I could go on for hours on why this game and series as a whole should be avoided like the plague, but there is only one thing left to tell: this game lacks atmosphere. That alone is a perfect indication that this game failed as a Zelda game. Zelda games are almost all about the atmosphere, sailing across the beautiful Great Sea in Wind Waker, the sense of mystery you feel as you progress through the story and the joy you feel in the more comical locations of Hyrule are all fond memories. As I play through this game though, all I feel is blandness. There are not really any characters you can openly interact with whenever you want, most locations are just dull RPG Maker maps that took maybe ten minutes of work and zero thought. There is no personality to any of the towns, I walk through the Ghoma-infested Misery Mire with the same disinterest that I feel when walking around Ordon Village. The world as a whole is rather empty and you have painfully slow movement, combine that with an unreasonably large map and you got a recipe for disaster.

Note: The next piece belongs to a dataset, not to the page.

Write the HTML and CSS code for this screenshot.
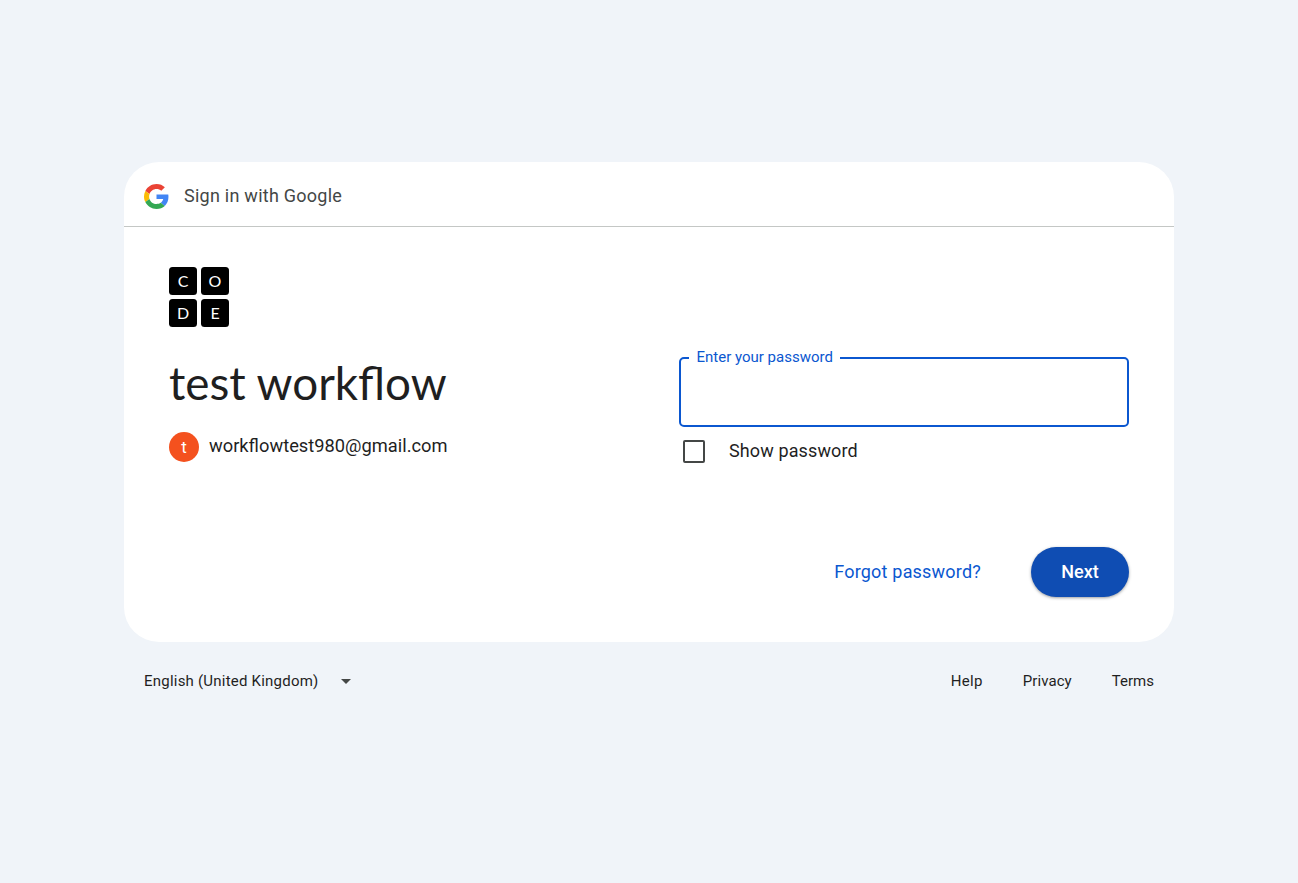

In short: this game is just not fun. The story is insulting, especially to fans of the series. It fails to deliver as both a mature story and a Zelda game, everything feels rushed and sloppy and aside from mildly entertaining dungeon-design, there is nothing to be found here. Perhaps Undyingnephalim should have taken a hint from Majora's Mask, the game he can't stop banging on about in his Youtube comments, and write a more subtle story backed up by a smaller, less-overambitious game.